Maillon incontournable
Sur un plan interne, le gouvernement devra réactiver des réformes capitales qui font fuir les investisseurs étrangers mais également locaux. Il s’agit, en l’occurrence, de la réglementation sur la propriété, de la justice des affaires, du transfert des dividendes et de l’épineux dossier des retards des délais de paiement. Après tout, ne plus figurer sur la liste grise des paradis fiscaux ne veut aucunement dire que le Maroc arrêtera sa coopération en matière de gouvernance fiscale avec l’UE.

Il est toujours et il restera sous surveillance. Mais ce nouveau positionnement est une chance à saisir pour intégrer les chaînes de valeur internationales et tout mettre en oeuvre pour devenir un maillon incontournable du commerce international et aspirer dans un avenir pas lointain à rattraper les pays émergents.

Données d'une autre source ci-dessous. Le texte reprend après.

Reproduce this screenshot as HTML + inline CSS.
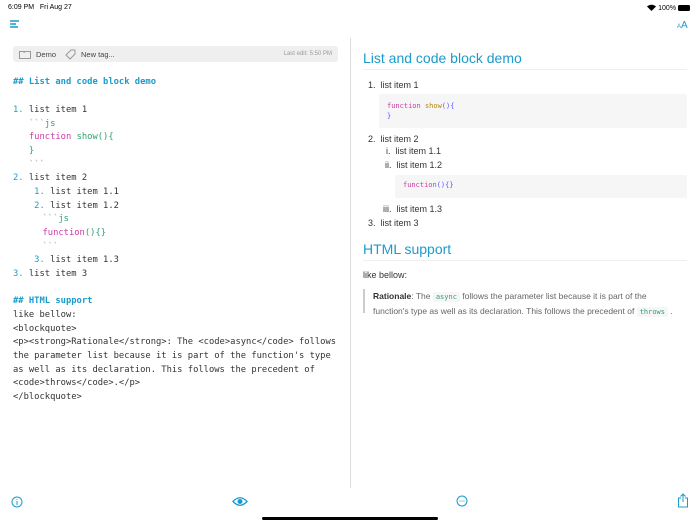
<!DOCTYPE html>
<html><head><meta charset="utf-8"><style>
*{margin:0;padding:0;box-sizing:border-box}
body{width:700px;height:525px;overflow:hidden;background:#fff;font-family:"Liberation Sans",sans-serif;position:relative;color:#333}
.abs{position:absolute}
.mono{font-family:"DejaVu Sans Mono","Liberation Mono",monospace;font-size:8.8px;white-space:pre;color:#333}
.ed div{position:absolute;left:13px;height:14px;line-height:14px}
.b{color:#1b9bcc}.bb{color:#1b9bcc;font-weight:bold}.g{color:#2f9e6e}.m{color:#cc3aa6}.gr{color:#9aa}
.r{font-size:9px;color:#333}
.code{background:#f6f6f6;font-family:"DejaVu Sans Mono",monospace;font-size:7px;white-space:pre;border-radius:2px}
</style></head><body>
<div class="abs" style="left:8px;top:4px;font-size:7px;color:#000">6:09 PM&nbsp;&nbsp; Fri Aug 27</div>
<div class="abs" style="right:10px;top:4px;font-size:7px;color:#000">
<svg width="9" height="7" viewBox="0 0 9 7" style="vertical-align:-1px"><path d="M4.5 7L0 2.5A6.5 6.5 0 0 1 9 2.5Z" fill="#000"/></svg> 100% <span style="display:inline-block;width:12px;height:6px;background:#000;border-radius:1.5px;vertical-align:-1px"></span></div>
<svg class="abs" style="left:10px;top:20px" width="10" height="9"><path d="M0 1h9M0 4h6M0 7h8" stroke="#1b9bcc" stroke-width="1.4"/></svg>
<div class="abs" style="left:677px;top:20px;color:#1b9bcc;font-size:10px"><span style="font-size:6px">A</span>A</div>
<div class="abs" style="left:13px;top:46px;width:325px;height:16px;background:#efefef;border-radius:3px;font-size:7.5px;color:#444">
<svg class="abs" style="left:6px;top:4px" width="12" height="9"><rect x="0.5" y="1.5" width="11" height="7" fill="none" stroke="#999"/><path d="M0.5 1.5h4l1 1.5" stroke="#999" fill="none"/></svg>
<span class="abs" style="left:23px;top:4px">Demo</span>
<svg class="abs" style="left:52px;top:3px" width="11" height="11"><path d="M1 6L6 1h4v4L5 10Z" fill="none" stroke="#999"/></svg>
<span class="abs" style="left:68px;top:4px">New tag...</span>
<span class="abs" style="right:6px;top:5px;font-size:6px;color:#999">Last edit: 5:50 PM</span></div>
<div class="ed mono">
<div style="top:75px" class="bb">## List and code block demo</div>
<div style="top:103px"><span class="b">1.</span> list item 1</div>
<div style="top:117px"><span class="gr">   &#96;&#96;&#96;</span><span class="g">js</span></div>
<div style="top:130px"><span class="m">   function</span> <span class="g">show(){</span></div>
<div style="top:144px" class="g">   }</div>
<div style="top:158px" class="gr">   &#96;&#96;&#96;</div>
<div style="top:171px"><span class="b">2.</span> list item 2</div>
<div style="top:185px"><span class="b">    1.</span> list item 1.1</div>
<div style="top:199px"><span class="b">    2.</span> list item 1.2</div>
<div style="top:212px;left:16px"><span class="gr">     &#96;&#96;&#96;</span><span class="g">js</span></div>
<div style="top:226px;left:16px" class="m">     function<span class="g">(){}</span></div>
<div style="top:240px;left:16px" class="gr">     &#96;&#96;&#96;</div>
<div style="top:253px"><span class="b">    3.</span> list item 1.3</div>
<div style="top:267px"><span class="b">3.</span> list item 3</div>
<div style="top:294px" class="bb">## HTML support</div>
<div style="top:308px">like bellow:</div>
<div style="top:322px">&lt;blockquote&gt;</div>
<div style="top:335px">&lt;p&gt;&lt;strong&gt;Rationale&lt;/strong&gt;: The &lt;code&gt;async&lt;/code&gt; follows</div>
<div style="top:349px">the parameter list because it is part of the function's type</div>
<div style="top:363px">as well as its declaration. This follows the precedent of</div>
<div style="top:376px">&lt;code&gt;throws&lt;/code&gt;.&lt;/p&gt;</div>
<div style="top:390px">&lt;/blockquote&gt;</div>
</div>
<div class="abs" style="left:350px;top:38px;width:1px;height:450px;background:#ddd"></div>
<div class="abs" style="left:363px;top:50px;font-size:14px;color:#1b9bcc">List and code block demo</div>
<div class="abs" style="left:363px;top:69px;width:324px;height:1px;background:#eee"></div>
<div class="abs r" style="left:368px;top:80px">1.&nbsp; list item 1</div>
<div class="abs code" style="left:379px;top:94px;width:308px;height:34px;padding:7px 8px;line-height:10px"><span class="m">function</span> <span style="color:#b8860b">show</span><span style="color:#55f">(){</span>
<span style="color:#55f">}</span></div>
<div class="abs r" style="left:368px;top:134px">2.&nbsp; list item 2</div>
<div class="abs r" style="left:386px;top:146px">i.&nbsp; list item 1.1</div>
<div class="abs r" style="left:385px;top:160px">ii.&nbsp; list item 1.2</div>
<div class="abs code" style="left:395px;top:175px;width:292px;height:23px;padding:6px 8px"><span class="m">function</span><span style="color:#55f">(){}</span></div>
<div class="abs r" style="left:383px;top:204px">iii.&nbsp; list item 1.3</div>
<div class="abs r" style="left:368px;top:218px">3.&nbsp; list item 3</div>
<div class="abs" style="left:363px;top:241px;font-size:14px;color:#1b9bcc">HTML support</div>
<div class="abs" style="left:363px;top:260px;width:324px;height:1px;background:#eee"></div>
<div class="abs r" style="left:363px;top:270px">like bellow:</div>
<div class="abs" style="left:363px;top:289px;width:2px;height:24px;background:#ccc"></div>
<div class="abs" style="left:373px;top:290px;font-size:8.5px;color:#666;line-height:13.5px;width:320px"><b style="color:#333">Rationale</b>: The <span class="code" style="color:#2f9e6e;padding:1px 3px">async</span> follows the parameter list because it is part of the<br>function's type as well as its declaration. This follows the precedent of <span class="code" style="color:#2f9e6e;padding:1px 3px">throws</span> .</div>
<svg class="abs" style="left:11px;top:496px" width="12" height="12"><circle cx="6" cy="6" r="5" fill="none" stroke="#1b9bcc"/><path d="M6 5v4M6 3v.8" stroke="#1b9bcc"/></svg>
<svg class="abs" style="left:232px;top:496px" width="16" height="11"><path d="M1 5.5Q8 -2 15 5.5Q8 13 1 5.5Z" fill="none" stroke="#1b9bcc" stroke-width="1.3"/><circle cx="8" cy="5.5" r="2.5" fill="#1b9bcc"/></svg>
<svg class="abs" style="left:456px;top:495px" width="12" height="12"><circle cx="6" cy="6" r="5" fill="none" stroke="#1b9bcc"/><path d="M3.5 6h1M5.5 6h1M7.5 6h1" stroke="#1b9bcc"/></svg>
<svg class="abs" style="left:677px;top:493px" width="12" height="15"><path d="M4 5H1.5v9h9V5H8M6 1v8M3.5 3.5L6 1l2.5 2.5" fill="none" stroke="#1b9bcc"/></svg>
<div class="abs" style="left:262px;top:517px;width:176px;height:3px;background:#000;border-radius:2px"></div>
</body></html>
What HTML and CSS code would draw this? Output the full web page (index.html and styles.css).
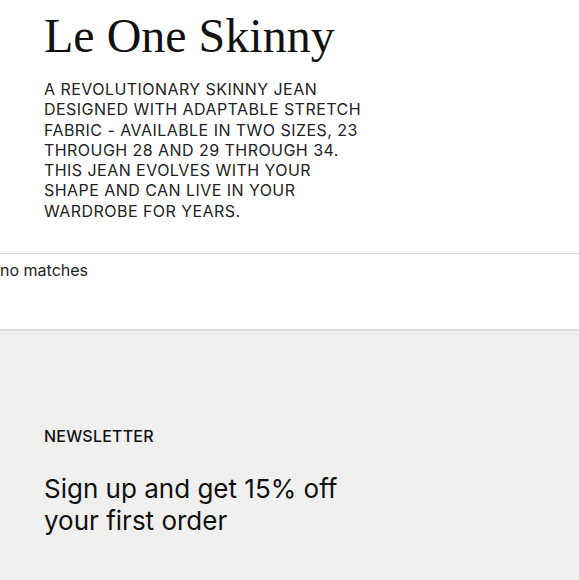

A défaut d’un groupement économique maghrébin, la crise sanitaire et celle économique qu’elle a engendrée ont montré que certains pays du sud sont restés isolés et sont implacablement dépendants de la bonne volonté des pays du nord à bien des égards. C’est dire toute la chance et les défis que miroite ce classement établi par le principal et premier partenaire commercial et économique du Royaume.